*Data provided:*
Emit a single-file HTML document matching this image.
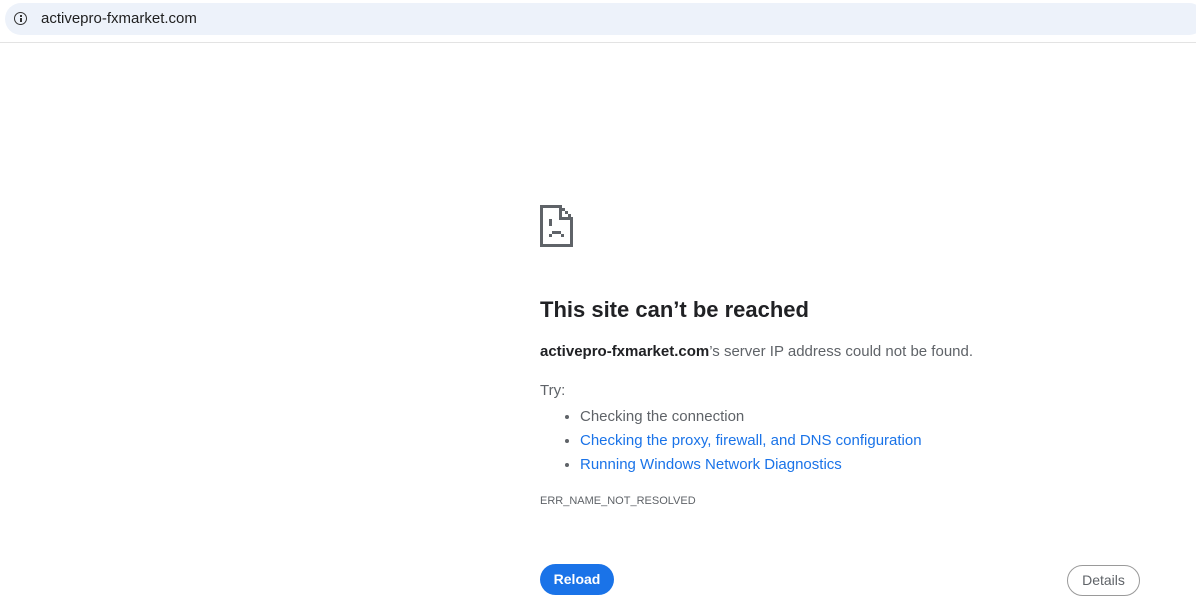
<!DOCTYPE html>
<html><head><meta charset="utf-8"><style>
body{margin:0;width:1196px;height:613px;background:#fff;font-family:"Liberation Sans",sans-serif;position:relative;overflow:hidden}
.bar{position:absolute;left:5px;top:3px;width:1200px;height:32px;background:#edf2fa;border-radius:16px}
.line{position:absolute;left:0;top:42px;width:1196px;height:1px;background:#e3e3e3}
.url{position:absolute;left:41px;top:10px;font-size:15px;color:#1f1f1f}
.info{position:absolute;left:14px;top:12px;width:11px;height:11px;border:1.5px solid #333;border-radius:50%}
.info:before{content:"";position:absolute;left:4.5px;top:4.5px;width:2px;height:4px;background:#333}
.info:after{content:"";position:absolute;left:4.5px;top:1.5px;width:2px;height:2px;background:#333}
h1{position:absolute;left:540px;top:297px;margin:0;font-size:22px;font-weight:bold;color:#202124}
.t{position:absolute;left:540px;font-size:15px;color:#5f6368}
ul{position:absolute;left:540px;top:405px;margin:0;padding-left:40px;font-size:15px;color:#5f6368;line-height:24px}
a{color:#1a73e8;text-decoration:none}
.err{position:absolute;left:540px;top:495px;font-size:11px;color:#5f6368}
.reload{position:absolute;left:540px;top:564px;width:74px;height:31px;background:#1a73e8;border-radius:16px;color:#fff;font-size:14px;font-weight:600;text-align:center;line-height:31px}
.det{position:absolute;left:1067px;top:565px;width:71px;height:29px;border:1px solid #9a9a9a;border-radius:16px;color:#5f6368;font-size:14px;text-align:center;line-height:29px}
</style></head><body>
<div class="bar"></div><div class="info"></div>
<div class="url">activepro-fxmarket.com</div>
<div class="line"></div>
<svg style="position:absolute;left:540px;top:205px" width="34" height="42" viewBox="0 0 34 42" shape-rendering="crispEdges">
<g fill="#5f6368">
<rect x="0" y="0" width="22" height="3"/>
<rect x="0" y="0" width="3" height="42"/>
<rect x="0" y="39" width="33" height="3"/>
<rect x="30" y="12" width="3" height="30"/>
<rect x="19" y="0" width="3" height="15"/>
<rect x="19" y="12" width="14" height="3"/>
<rect x="22" y="3" width="3" height="3"/>
<rect x="25" y="6" width="3" height="3"/>
<rect x="28" y="9" width="3" height="3"/>
<rect x="9" y="14" width="3" height="7"/>
<rect x="9" y="29" width="3" height="3"/>
<rect x="12" y="26" width="9" height="3"/>
<rect x="21" y="29" width="3" height="3"/>
</g>
</svg>
<h1>This site can’t be reached</h1>
<div class="t" style="top:343px"><b style="color:#202124">activepro-fxmarket.com</b>’s server IP address could not be found.</div>
<div class="t" style="top:382px">Try:</div>
<ul><li>Checking the connection</li><li><a>Checking the proxy, firewall, and DNS configuration</a></li><li><a>Running Windows Network Diagnostics</a></li></ul>
<div class="err">ERR_NAME_NOT_RESOLVED</div>
<div class="reload">Reload</div>
<div class="det">Details</div>
</body></html>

*Problem details:*
Repeat the listing in full and exactly. Leave any pictures out.

*Result of the task:*
Emit a single-file HTML document matching this image.
<!DOCTYPE html>
<html><head><meta charset="utf-8"><style>
body{margin:0;width:1196px;height:613px;background:#fff;font-family:"Liberation Sans",sans-serif;position:relative;overflow:hidden}
.bar{position:absolute;left:5px;top:3px;width:1200px;height:32px;background:#edf2fa;border-radius:16px}
.line{position:absolute;left:0;top:42px;width:1196px;height:1px;background:#e3e3e3}
.url{position:absolute;left:41px;top:10px;font-size:15px;color:#1f1f1f}
.info{position:absolute;left:14px;top:12px;width:11px;height:11px;border:1.5px solid #333;border-radius:50%}
.info:before{content:"";position:absolute;left:4.5px;top:4.5px;width:2px;height:4px;background:#333}
.info:after{content:"";position:absolute;left:4.5px;top:1.5px;width:2px;height:2px;background:#333}
h1{position:absolute;left:540px;top:297px;margin:0;font-size:22px;font-weight:bold;color:#202124}
.t{position:absolute;left:540px;font-size:15px;color:#5f6368}
ul{position:absolute;left:540px;top:405px;margin:0;padding-left:40px;font-size:15px;color:#5f6368;line-height:24px}
a{color:#1a73e8;text-decoration:none}
.err{position:absolute;left:540px;top:495px;font-size:11px;color:#5f6368}
.reload{position:absolute;left:540px;top:564px;width:74px;height:31px;background:#1a73e8;border-radius:16px;color:#fff;font-size:14px;font-weight:600;text-align:center;line-height:31px}
.det{position:absolute;left:1067px;top:565px;width:71px;height:29px;border:1px solid #9a9a9a;border-radius:16px;color:#5f6368;font-size:14px;text-align:center;line-height:29px}
</style></head><body>
<div class="bar"></div><div class="info"></div>
<div class="url">activepro-fxmarket.com</div>
<div class="line"></div>
<svg style="position:absolute;left:540px;top:205px" width="34" height="42" viewBox="0 0 34 42" shape-rendering="crispEdges">
<g fill="#5f6368">
<rect x="0" y="0" width="22" height="3"/>
<rect x="0" y="0" width="3" height="42"/>
<rect x="0" y="39" width="33" height="3"/>
<rect x="30" y="12" width="3" height="30"/>
<rect x="19" y="0" width="3" height="15"/>
<rect x="19" y="12" width="14" height="3"/>
<rect x="22" y="3" width="3" height="3"/>
<rect x="25" y="6" width="3" height="3"/>
<rect x="28" y="9" width="3" height="3"/>
<rect x="9" y="14" width="3" height="7"/>
<rect x="9" y="29" width="3" height="3"/>
<rect x="12" y="26" width="9" height="3"/>
<rect x="21" y="29" width="3" height="3"/>
</g>
</svg>
<h1>This site can’t be reached</h1>
<div class="t" style="top:343px"><b style="color:#202124">activepro-fxmarket.com</b>’s server IP address could not be found.</div>
<div class="t" style="top:382px">Try:</div>
<ul><li>Checking the connection</li><li><a>Checking the proxy, firewall, and DNS configuration</a></li><li><a>Running Windows Network Diagnostics</a></li></ul>
<div class="err">ERR_NAME_NOT_RESOLVED</div>
<div class="reload">Reload</div>
<div class="det">Details</div>
</body></html>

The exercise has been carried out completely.